-- BRIEF --
Filter for the word "index" and keep each matching line.

-- DATA SHOWN --
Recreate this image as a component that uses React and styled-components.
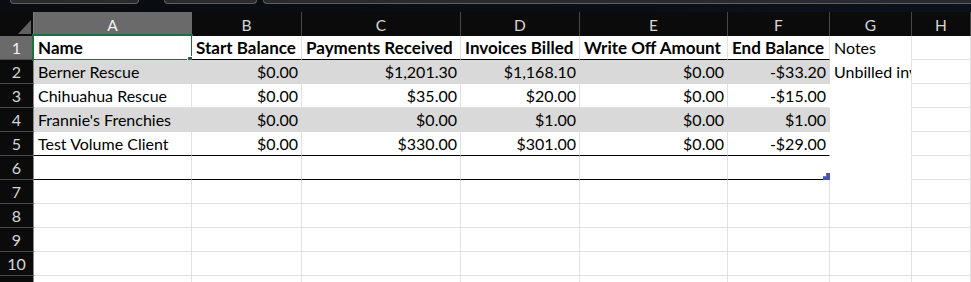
import React from "react";
import styled, { createGlobalStyle } from "styled-components";

const Global = createGlobalStyle`
  html, body { margin: 0; padding: 0; background: #ffffff; overflow: hidden; }
  body { font-family: Lato, "Open Sans", sans-serif; }
`;

const GRID = "#e1e1e1";
const FILL = "#d9d9d9";
const FONT = `Lato, "Open Sans", sans-serif`;

const Window = styled.div`
  width: 971px;
  height: 282px;
  overflow: hidden;
  display: flex;
  flex-direction: column;
  background: #ffffff;
`;

const TopStrip = styled.div`
  height: 12px;
  flex: none;
  display: flex;
  align-items: flex-start;
  padding-left: 10px;
  background: linear-gradient(90deg, #0a0c11 0%, #0a0e16 60%, #0c121d 100%);
  overflow: hidden;
`;

const Pill = styled.div`
  height: 3px;
  width: ${(p) => (p.$width ? `${p.$width}px` : "auto")};
  flex: ${(p) => (p.$grow ? "1" : "none")};
  margin-left: ${(p) => p.$gap || 0}px;
  margin-right: ${(p) => (p.$grow ? "-12px" : "0")};
  background: #2a2b2e;
  border: 1px solid #5d5e62;
  border-top: none;
  border-radius: 0 0 6px 6px;
`;

const Sheet = styled.div`
  display: grid;
  grid-template-columns: 34px 158px 110px 159px 119px 148px 102px 82px 1fr;
  grid-auto-rows: 24px;
  font-family: ${FONT};
  font-size: 16px;
  color: #000;
`;

const Corner = styled.div`
  position: relative;
  background: #0b0b0b;
  border-right: 1px solid #7c7c7c;
  box-sizing: border-box;
  &::after {
    content: "";
    position: absolute;
    right: 2px;
    bottom: 2px;
    width: 13px;
    height: 14px;
    background: #5f5f5f;
    clip-path: polygon(100% 0, 100% 100%, 0 100%);
  }
`;

const ColHead = styled.div`
  box-sizing: border-box;
  display: flex;
  align-items: center;
  justify-content: center;
  background: ${(p) => (p.$selected ? "#6a6a6a" : "#0b0b0b")};
  color: ${(p) => (p.$selected ? "#f2f2f2" : "#d6d6d6")};
  border-right: 1px solid ${(p) => (p.$selected ? "#6a6a6a" : "#474747")};
  font-size: 15.5px;
  padding-top: 1px;
`;

const RowHead = styled.div`
  box-sizing: border-box;
  display: flex;
  align-items: center;
  justify-content: center;
  background: ${(p) => (p.$selected ? "#6a6a6a" : "#0b0b0b")};
  color: ${(p) => (p.$selected ? "#f2f2f2" : "#d6d6d6")};
  border-right: 1px solid #8a8a8a;
  border-bottom: 1px solid #4a4a4a;
  font-size: 16px;
`;

const Cell = styled.div`
  position: relative;
  box-sizing: border-box;
  min-width: 0;
  padding: 0 3px 0 4px;
  line-height: 23px;
  white-space: nowrap;
  overflow: ${(p) => (p.$overlay ? "visible" : "hidden")};
  text-align: ${(p) => (p.$right ? "right" : "left")};
  font-weight: ${(p) => (p.$bold ? 700 : 400)};
  font-size: ${(p) => (p.$bold ? "17px" : "16px")};
  background: ${(p) => (p.$fill ? FILL : "#ffffff")};
  border-right: 1px solid ${(p) => p.$rightColor || (p.$fill ? FILL : GRID)};
  border-bottom: 1px solid
    ${(p) => (p.$line ? "#000" : p.$bottomColor || (p.$fill ? FILL : GRID))};
`;

const Selection = styled.div`
  position: absolute;
  left: -2px;
  top: -2px;
  right: -2px;
  bottom: -2px;
  border: 2px solid #1f6e43;
  pointer-events: none;
`;

const SelectionHandle = styled.div`
  position: absolute;
  right: -3px;
  bottom: -4px;
  width: 6px;
  height: 6px;
  background: #1f6e43;
  box-shadow: -1px -1px 0 #ffffff;
`;

const CopyHandle = styled.div`
  position: absolute;
  right: -1px;
  bottom: -1px;
  width: 7px;
  height: 7px;
  background: #4655b0;
  clip-path: polygon(45% 0, 100% 0, 100% 100%, 0 100%, 0 45%, 45% 45%);
`;

const COLS = ["A", "B", "C", "D", "E", "F", "G", "H"];

const HEADERS = [
  "Name",
  "Start Balance",
  "Payments Received",
  "Invoices Billed",
  "Write Off Amount",
  "End Balance",
];

const DATA = [
  ["Berner Rescue", "$0.00", "$1,201.30", "$1,168.10", "$0.00", "-$33.20"],
  ["Chihuahua Rescue", "$0.00", "$35.00", "$20.00", "$0.00", "-$15.00"],
  ["Frannie's Frenchies", "$0.00", "$0.00", "$1.00", "$0.00", "$1.00"],
  ["Test Volume Client", "$0.00", "$330.00", "$301.00", "$0.00", "-$29.00"],
];

const NOTES = { 1: "Notes", 2: "Unbilled invoices" };

function renderRow(r) {
  const cells = [];
  const isHeader = r === 1;
  const dataRow = r >= 2 && r <= 5 ? DATA[r - 2] : null;
  const fill = r === 2 || r === 4;
  const blackLine = r === 1 || r === 5 || r === 6;
  const inBlock = r >= 1 && r <= 6;

  cells.push(
    <RowHead key={`rh${r}`} $selected={isHeader}>
      {r}
    </RowHead>
  );

  for (let c = 0; c < 6; c++) {
    let text = "";
    if (isHeader) text = HEADERS[c];
    else if (dataRow) text = dataRow[c];
    const rightColor =
      c === 5 && r >= 2 && r <= 6 ? (fill ? FILL : "#ffffff") : undefined;
    cells.push(
      <Cell
        key={`c${r}-${c}`}
        $bold={isHeader}
        $right={!isHeader && c > 0}
        $fill={fill}
        $line={blackLine}
        $rightColor={rightColor}
        $overlay={(isHeader && c === 0) || (r === 6 && c === 5)}
      >
        {text}
        {isHeader && c === 0 && (
          <Selection>
            <SelectionHandle />
          </Selection>
        )}
        {r === 6 && c === 5 && <CopyHandle />}
      </Cell>
    );
  }

  cells.push(
    <Cell key={`g${r}`} $bottomColor={inBlock ? "#ffffff" : undefined}>
      {NOTES[r] || ""}
    </Cell>
  );
  cells.push(<Cell key={`h${r}`} />);
  return cells;
}

export default function App() {
  const rows = [];
  for (let r = 1; r <= 11; r++) rows.push(...renderRow(r));
  return (
    <Window>
      <Global />
      <TopStrip>
        <Pill $width={127} />
        <Pill $width={91} $gap={25} />
        <Pill $grow $gap={6} />
      </TopStrip>
      <Sheet>
        <Corner />
        {COLS.map((c) => (
          <ColHead key={c} $selected={c === "A"}>
            {c}
          </ColHead>
        ))}
        {rows}
      </Sheet>
    </Window>
  );
}
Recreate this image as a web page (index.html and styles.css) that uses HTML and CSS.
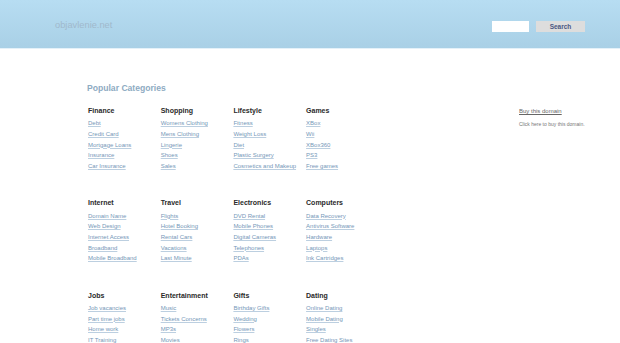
FILE: index.html
```html
<!DOCTYPE html>
<html lang="en">
<head>
    <meta charset="UTF-8">
    <meta name="viewport" content="width=device-width, initial-scale=1.0">
    <title>objavlenie.net</title>
    <link rel="stylesheet" href="styles.css">
</head>
<body>
    <div class="topbar">
        <a class="logo" href="#">objavlenie.net</a>
        <form class="search">
            <input type="text" class="search-box" />
            <button type="button" class="search-btn">Search</button>
        </form>
    </div>

    <div class="page">
        <div class="main">
            <h2 class="topic">Popular Categories</h2>
            <div class="grid">
                <div class="cat">
                    <h3>Finance</h3>
                    <ul>
                        <li><a href="#">Debt</a></li>
                        <li><a href="#">Credit Card</a></li>
                        <li><a href="#">Mortgage Loans</a></li>
                        <li><a href="#">Insurance</a></li>
                        <li><a href="#">Car Insurance</a></li>
                    </ul>
                </div>
                <div class="cat">
                    <h3>Shopping</h3>
                    <ul>
                        <li><a href="#">Womens Clothing</a></li>
                        <li><a href="#">Mens Clothing</a></li>
                        <li><a href="#">Lingerie</a></li>
                        <li><a href="#">Shoes</a></li>
                        <li><a href="#">Sales</a></li>
                    </ul>
                </div>
                <div class="cat">
                    <h3>Lifestyle</h3>
                    <ul>
                        <li><a href="#">Fitness</a></li>
                        <li><a href="#">Weight Loss</a></li>
                        <li><a href="#">Diet</a></li>
                        <li><a href="#">Plastic Surgery</a></li>
                        <li><a href="#">Cosmetics and Makeup</a></li>
                    </ul>
                </div>
                <div class="cat">
                    <h3>Games</h3>
                    <ul>
                        <li><a href="#">XBox</a></li>
                        <li><a href="#">Wii</a></li>
                        <li><a href="#">XBox360</a></li>
                        <li><a href="#">PS3</a></li>
                        <li><a href="#">Free games</a></li>
                    </ul>
                </div>

                <div class="cat">
                    <h3>Internet</h3>
                    <ul>
                        <li><a href="#">Domain Name</a></li>
                        <li><a href="#">Web Design</a></li>
                        <li><a href="#">Internet Access</a></li>
                        <li><a href="#">Broadband</a></li>
                        <li><a href="#">Mobile Broadband</a></li>
                    </ul>
                </div>
                <div class="cat">
                    <h3>Travel</h3>
                    <ul>
                        <li><a href="#">Flights</a></li>
                        <li><a href="#">Hotel Booking</a></li>
                        <li><a href="#">Rental Cars</a></li>
                        <li><a href="#">Vacations</a></li>
                        <li><a href="#">Last Minute</a></li>
                    </ul>
                </div>
                <div class="cat">
                    <h3>Electronics</h3>
                    <ul>
                        <li><a href="#">DVD Rental</a></li>
                        <li><a href="#">Mobile Phones</a></li>
                        <li><a href="#">Digital Cameras</a></li>
                        <li><a href="#">Telephones</a></li>
                        <li><a href="#">PDAs</a></li>
                    </ul>
                </div>
                <div class="cat">
                    <h3>Computers</h3>
                    <ul>
                        <li><a href="#">Data Recovery</a></li>
                        <li><a href="#">Antivirus Software</a></li>
                        <li><a href="#">Hardware</a></li>
                        <li><a href="#">Laptops</a></li>
                        <li><a href="#">Ink Cartridges</a></li>
                    </ul>
                </div>

                <div class="cat">
                    <h3>Jobs</h3>
                    <ul>
                        <li><a href="#">Job vacancies</a></li>
                        <li><a href="#">Part time jobs</a></li>
                        <li><a href="#">Home work</a></li>
                        <li><a href="#">IT Training</a></li>
                    </ul>
                </div>
                <div class="cat">
                    <h3>Entertainment</h3>
                    <ul>
                        <li><a href="#">Music</a></li>
                        <li><a href="#">Tickets Concerns</a></li>
                        <li><a href="#">MP3s</a></li>
                        <li><a href="#">Movies</a></li>
                    </ul>
                </div>
                <div class="cat">
                    <h3>Gifts</h3>
                    <ul>
                        <li><a href="#">Birthday Gifts</a></li>
                        <li><a href="#">Wedding</a></li>
                        <li><a href="#">Flowers</a></li>
                        <li><a href="#">Rings</a></li>
                    </ul>
                </div>
                <div class="cat">
                    <h3>Dating</h3>
                    <ul>
                        <li><a href="#">Online Dating</a></li>
                        <li><a href="#">Mobile Dating</a></li>
                        <li><a href="#">Singles</a></li>
                        <li><a href="#">Free Dating Sites</a></li>
                    </ul>
                </div>
            </div>
        </div>

        <div class="sidebar">
            <a class="buy" href="#">Buy this domain</a>
            <p class="buy-note">Click here to buy this domain.</p>
        </div>
    </div>
</body>
</html>
```

FILE: styles.css
```css
body {
    font-family: 'Liberation Sans', Arial, sans-serif;
    background-color: #fff;
    margin: 0;
    padding: 0;
}

.topbar {
    height: 48px;
    background: linear-gradient(#b7ddf2, #a9d0e6);
    border-bottom: 1px solid #e4f1f9;
    display: flex;
    align-items: center;
    justify-content: space-between;
    padding: 0 35px 0 55px;
}

.logo {
    font-size: 9.3px;
    color: #a0b9cc;
    text-decoration: none;
    margin-top: 1px;
}

.search {
    display: flex;
    gap: 7px;
    margin: 5px 0 0 0;
}

.search-box {
    width: 37px;
    height: 11px;
    padding: 0;
    border: none;
    background-color: #fff;
    box-sizing: border-box;
}

.search-btn {
    width: 49px;
    height: 11px;
    padding: 0;
    border: none;
    background-color: #dddddd;
    color: #4b5782;
    font-family: 'Liberation Sans', Arial, sans-serif;
    font-size: 6.5px;
    font-weight: bold;
    line-height: 11px;
}

.page {
    display: flex;
    padding: 34px 0 0 87px;
}

.main {
    width: 432px;
}

h2.topic {
    font-size: 8.6px;
    line-height: 10px;
    color: #8eabc2;
    margin: 0 0 13px 0;
}

.grid {
    display: grid;
    grid-template-columns: repeat(4, 72.7px);
    row-gap: 26.5px;
    padding-left: 1px;
}

.cat h3 {
    font-size: 7px;
    line-height: 10px;
    color: #2a2a2a;
    margin: 0 0 2.3px 0;
}

.cat ul {
    list-style: none;
    margin: 0;
    padding: 0;
}

.cat li {
    font-size: 6px;
    line-height: 10.7px;
    white-space: nowrap;
}

.cat a {
    color: #7597b8;
    text-decoration: underline;
    text-decoration-color: #bccfe0;
}

.sidebar {
    padding-top: 23px;
}

.buy {
    display: block;
    font-size: 6px;
    line-height: 10px;
    color: #666;
    text-decoration: underline;
}

.buy-note {
    font-size: 5px;
    line-height: 10px;
    color: #777;
    margin: 3px 0 0 0;
}
```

-- EXERCISE RESULT --
Recreate this image as a web page (index.html and styles.css) that uses HTML and CSS.
FILE: index.html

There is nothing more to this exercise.